→ Objective: Show each line from the listing that includes the word "screenshot".

** START Exercise inputs **

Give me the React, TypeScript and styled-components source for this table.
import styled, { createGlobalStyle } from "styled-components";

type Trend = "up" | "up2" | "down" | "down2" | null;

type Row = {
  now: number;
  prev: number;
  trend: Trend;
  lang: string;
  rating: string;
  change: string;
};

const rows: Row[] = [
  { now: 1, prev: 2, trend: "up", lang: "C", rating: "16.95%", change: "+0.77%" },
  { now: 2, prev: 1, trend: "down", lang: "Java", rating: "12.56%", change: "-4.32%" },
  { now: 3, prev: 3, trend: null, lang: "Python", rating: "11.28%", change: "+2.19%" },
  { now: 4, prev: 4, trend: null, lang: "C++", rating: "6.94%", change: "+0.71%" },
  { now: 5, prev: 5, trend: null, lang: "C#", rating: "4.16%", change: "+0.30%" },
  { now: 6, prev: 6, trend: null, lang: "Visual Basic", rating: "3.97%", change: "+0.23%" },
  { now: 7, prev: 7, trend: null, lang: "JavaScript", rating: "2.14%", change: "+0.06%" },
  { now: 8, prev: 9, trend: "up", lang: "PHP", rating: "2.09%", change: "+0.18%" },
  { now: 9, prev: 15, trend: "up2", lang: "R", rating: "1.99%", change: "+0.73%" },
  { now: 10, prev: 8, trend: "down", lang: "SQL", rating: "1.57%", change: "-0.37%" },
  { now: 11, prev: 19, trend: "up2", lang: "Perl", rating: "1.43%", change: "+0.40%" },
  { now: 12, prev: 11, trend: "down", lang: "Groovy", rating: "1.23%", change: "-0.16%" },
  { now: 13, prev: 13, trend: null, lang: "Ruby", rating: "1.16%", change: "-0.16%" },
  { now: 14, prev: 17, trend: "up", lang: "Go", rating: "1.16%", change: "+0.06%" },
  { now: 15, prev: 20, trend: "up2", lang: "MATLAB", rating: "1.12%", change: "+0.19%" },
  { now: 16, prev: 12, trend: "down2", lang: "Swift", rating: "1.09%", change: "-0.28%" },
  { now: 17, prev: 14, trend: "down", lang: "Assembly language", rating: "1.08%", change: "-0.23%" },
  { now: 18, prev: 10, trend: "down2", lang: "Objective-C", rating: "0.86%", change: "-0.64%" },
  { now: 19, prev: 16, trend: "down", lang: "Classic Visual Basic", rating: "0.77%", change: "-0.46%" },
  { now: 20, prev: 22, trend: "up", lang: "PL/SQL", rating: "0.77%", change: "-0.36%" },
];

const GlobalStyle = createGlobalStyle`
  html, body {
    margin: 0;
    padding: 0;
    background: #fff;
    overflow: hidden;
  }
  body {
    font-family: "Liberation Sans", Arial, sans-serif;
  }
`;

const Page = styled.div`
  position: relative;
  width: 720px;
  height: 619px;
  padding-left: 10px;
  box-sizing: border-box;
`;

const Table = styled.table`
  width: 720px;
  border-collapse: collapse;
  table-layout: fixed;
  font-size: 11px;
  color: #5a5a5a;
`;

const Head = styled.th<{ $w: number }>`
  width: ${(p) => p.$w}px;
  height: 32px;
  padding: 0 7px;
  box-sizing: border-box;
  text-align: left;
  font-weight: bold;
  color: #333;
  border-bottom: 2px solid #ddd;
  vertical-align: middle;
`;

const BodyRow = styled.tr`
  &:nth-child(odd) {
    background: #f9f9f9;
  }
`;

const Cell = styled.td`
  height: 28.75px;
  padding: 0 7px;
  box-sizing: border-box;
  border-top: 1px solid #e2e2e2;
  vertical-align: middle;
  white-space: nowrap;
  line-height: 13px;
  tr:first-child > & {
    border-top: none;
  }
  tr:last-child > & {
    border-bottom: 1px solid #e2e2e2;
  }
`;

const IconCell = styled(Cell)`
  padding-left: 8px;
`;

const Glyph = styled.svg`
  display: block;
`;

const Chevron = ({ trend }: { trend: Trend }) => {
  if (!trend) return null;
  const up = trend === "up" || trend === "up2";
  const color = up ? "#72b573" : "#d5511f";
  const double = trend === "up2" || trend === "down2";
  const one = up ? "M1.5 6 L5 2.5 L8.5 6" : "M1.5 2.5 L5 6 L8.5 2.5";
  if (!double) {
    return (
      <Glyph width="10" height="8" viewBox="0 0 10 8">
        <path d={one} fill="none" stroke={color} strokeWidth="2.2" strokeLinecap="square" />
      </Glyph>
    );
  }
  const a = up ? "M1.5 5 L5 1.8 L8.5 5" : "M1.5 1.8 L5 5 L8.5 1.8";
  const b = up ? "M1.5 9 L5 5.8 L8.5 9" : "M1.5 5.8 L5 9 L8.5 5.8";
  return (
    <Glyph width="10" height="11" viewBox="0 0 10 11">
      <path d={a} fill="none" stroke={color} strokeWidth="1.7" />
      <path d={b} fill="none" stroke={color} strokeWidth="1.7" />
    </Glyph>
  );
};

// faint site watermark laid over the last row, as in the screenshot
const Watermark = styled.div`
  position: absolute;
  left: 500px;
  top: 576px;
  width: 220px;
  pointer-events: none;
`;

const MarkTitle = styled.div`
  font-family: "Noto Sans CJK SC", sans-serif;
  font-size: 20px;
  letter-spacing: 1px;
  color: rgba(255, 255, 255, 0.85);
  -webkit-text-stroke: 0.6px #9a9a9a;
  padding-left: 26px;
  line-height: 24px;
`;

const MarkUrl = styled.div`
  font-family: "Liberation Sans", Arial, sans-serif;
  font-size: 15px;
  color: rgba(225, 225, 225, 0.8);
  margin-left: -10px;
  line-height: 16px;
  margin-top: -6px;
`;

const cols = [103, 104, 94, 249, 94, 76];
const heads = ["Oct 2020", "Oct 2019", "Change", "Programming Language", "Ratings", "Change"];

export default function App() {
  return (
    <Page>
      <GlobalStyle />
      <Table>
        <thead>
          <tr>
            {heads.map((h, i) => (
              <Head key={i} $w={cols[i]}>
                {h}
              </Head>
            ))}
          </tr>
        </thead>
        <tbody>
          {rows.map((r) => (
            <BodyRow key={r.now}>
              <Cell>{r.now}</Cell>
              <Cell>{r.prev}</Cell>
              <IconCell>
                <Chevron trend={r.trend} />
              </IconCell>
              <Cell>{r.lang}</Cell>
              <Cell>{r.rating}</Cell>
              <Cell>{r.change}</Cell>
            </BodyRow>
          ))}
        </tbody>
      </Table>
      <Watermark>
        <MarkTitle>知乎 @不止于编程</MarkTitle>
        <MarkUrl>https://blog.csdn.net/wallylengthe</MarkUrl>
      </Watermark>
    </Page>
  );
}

** END Exercise inputs **
** START Exercise inputs **

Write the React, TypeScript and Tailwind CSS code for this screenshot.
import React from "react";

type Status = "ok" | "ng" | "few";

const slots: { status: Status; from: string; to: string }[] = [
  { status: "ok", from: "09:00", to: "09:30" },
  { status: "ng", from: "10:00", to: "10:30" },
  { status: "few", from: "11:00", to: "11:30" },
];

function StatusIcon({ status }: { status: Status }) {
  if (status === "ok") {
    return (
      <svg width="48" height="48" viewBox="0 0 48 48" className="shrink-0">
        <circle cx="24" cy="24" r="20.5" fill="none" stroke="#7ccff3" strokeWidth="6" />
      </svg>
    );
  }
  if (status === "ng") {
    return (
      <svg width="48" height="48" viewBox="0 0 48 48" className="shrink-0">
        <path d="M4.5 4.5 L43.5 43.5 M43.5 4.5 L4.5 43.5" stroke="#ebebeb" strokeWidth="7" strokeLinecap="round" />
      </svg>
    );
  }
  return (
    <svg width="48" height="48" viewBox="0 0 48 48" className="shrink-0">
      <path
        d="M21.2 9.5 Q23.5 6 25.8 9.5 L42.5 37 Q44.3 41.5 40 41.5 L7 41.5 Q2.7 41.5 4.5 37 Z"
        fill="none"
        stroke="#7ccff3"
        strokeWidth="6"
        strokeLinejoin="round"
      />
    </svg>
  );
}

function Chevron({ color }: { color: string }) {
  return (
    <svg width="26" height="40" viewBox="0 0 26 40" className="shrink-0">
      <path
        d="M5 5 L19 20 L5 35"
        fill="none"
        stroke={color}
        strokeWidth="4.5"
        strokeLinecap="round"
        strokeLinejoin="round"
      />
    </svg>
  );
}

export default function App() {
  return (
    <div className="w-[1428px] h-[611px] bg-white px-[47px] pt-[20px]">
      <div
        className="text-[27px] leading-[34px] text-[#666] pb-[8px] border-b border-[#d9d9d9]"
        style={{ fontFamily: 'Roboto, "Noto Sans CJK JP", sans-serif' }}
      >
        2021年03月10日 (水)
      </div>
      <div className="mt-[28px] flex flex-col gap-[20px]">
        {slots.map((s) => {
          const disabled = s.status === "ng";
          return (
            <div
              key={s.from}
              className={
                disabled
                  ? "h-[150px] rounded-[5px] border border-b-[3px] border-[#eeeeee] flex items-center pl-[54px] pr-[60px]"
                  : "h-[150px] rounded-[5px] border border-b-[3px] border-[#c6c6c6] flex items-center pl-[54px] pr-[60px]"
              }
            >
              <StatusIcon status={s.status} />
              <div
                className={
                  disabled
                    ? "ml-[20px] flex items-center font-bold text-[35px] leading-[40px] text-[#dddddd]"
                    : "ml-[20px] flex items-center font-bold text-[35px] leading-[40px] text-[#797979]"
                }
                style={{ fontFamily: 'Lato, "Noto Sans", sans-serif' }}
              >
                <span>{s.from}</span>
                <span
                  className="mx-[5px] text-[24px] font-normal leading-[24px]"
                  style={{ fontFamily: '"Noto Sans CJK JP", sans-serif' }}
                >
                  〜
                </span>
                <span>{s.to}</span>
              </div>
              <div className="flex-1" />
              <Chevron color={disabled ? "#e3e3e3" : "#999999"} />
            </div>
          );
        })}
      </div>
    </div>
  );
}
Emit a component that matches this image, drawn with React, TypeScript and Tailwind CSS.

** END Exercise inputs **

→ Exercise solution:
// faint site watermark laid over the last row, as in the screenshot
Write the React, TypeScript and Tailwind CSS code for this screenshot.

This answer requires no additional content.